WHAT IS REQUIRED: Each line of the listing that contains the word "page" is to be copied.

DATA:
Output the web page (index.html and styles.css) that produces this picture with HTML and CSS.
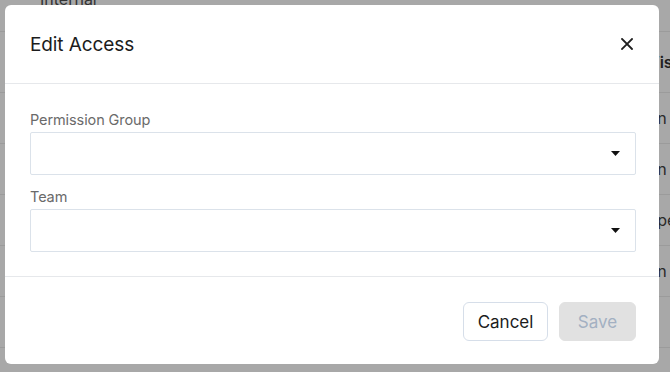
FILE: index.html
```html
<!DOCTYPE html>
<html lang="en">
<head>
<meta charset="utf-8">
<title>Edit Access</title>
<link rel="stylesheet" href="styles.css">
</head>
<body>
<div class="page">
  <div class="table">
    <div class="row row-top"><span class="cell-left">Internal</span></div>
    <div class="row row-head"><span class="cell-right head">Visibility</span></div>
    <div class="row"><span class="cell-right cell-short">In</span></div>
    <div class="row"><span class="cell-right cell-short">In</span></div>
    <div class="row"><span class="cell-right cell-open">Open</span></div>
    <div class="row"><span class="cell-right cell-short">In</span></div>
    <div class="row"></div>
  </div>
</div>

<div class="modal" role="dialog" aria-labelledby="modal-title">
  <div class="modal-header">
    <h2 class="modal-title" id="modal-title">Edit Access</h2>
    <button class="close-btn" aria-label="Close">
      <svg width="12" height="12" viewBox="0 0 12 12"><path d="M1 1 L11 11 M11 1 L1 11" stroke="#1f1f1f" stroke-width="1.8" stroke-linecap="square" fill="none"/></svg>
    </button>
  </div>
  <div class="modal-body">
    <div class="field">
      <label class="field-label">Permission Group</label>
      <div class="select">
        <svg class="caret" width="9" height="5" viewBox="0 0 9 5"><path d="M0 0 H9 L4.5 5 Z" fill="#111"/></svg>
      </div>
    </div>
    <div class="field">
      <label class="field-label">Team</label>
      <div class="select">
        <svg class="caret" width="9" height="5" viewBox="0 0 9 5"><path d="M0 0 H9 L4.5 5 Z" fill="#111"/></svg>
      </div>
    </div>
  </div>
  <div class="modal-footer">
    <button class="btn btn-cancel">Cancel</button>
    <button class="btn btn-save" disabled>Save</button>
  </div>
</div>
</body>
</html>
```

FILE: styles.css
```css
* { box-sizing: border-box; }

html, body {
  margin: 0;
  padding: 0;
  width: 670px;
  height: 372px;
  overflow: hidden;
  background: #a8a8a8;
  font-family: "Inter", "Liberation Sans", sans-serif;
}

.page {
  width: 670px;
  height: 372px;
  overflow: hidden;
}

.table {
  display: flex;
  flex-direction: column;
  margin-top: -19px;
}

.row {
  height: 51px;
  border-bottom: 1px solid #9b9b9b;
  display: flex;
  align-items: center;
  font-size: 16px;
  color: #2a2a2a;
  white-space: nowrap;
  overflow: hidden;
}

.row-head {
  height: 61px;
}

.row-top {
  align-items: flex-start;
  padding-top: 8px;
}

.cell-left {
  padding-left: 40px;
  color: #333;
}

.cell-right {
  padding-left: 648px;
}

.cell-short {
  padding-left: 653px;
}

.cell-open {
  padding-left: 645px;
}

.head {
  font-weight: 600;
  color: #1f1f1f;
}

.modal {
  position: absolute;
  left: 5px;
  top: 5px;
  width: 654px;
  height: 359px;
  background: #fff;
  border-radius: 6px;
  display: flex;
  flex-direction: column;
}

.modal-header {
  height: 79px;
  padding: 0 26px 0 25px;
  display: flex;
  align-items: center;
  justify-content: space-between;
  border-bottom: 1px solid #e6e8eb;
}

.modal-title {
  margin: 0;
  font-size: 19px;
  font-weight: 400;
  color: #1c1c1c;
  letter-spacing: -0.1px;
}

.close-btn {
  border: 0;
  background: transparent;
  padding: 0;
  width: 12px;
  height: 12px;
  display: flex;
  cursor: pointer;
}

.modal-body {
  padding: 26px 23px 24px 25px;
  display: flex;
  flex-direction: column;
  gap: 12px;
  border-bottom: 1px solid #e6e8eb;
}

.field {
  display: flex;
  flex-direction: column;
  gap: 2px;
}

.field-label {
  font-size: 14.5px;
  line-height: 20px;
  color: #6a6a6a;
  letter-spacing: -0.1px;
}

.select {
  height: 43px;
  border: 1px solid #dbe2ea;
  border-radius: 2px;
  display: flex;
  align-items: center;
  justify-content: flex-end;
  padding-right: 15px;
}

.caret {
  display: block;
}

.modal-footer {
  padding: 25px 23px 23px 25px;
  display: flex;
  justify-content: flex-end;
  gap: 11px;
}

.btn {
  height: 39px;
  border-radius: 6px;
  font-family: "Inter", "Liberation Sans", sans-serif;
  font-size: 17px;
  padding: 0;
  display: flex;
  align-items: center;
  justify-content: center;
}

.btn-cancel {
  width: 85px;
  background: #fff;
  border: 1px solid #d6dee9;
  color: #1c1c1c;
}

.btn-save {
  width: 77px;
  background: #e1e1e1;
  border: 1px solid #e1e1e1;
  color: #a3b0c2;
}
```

RESULT:
Output the web page (index.html and styles.css) that produces this picture with HTML and CSS.
<div class="page">
.page {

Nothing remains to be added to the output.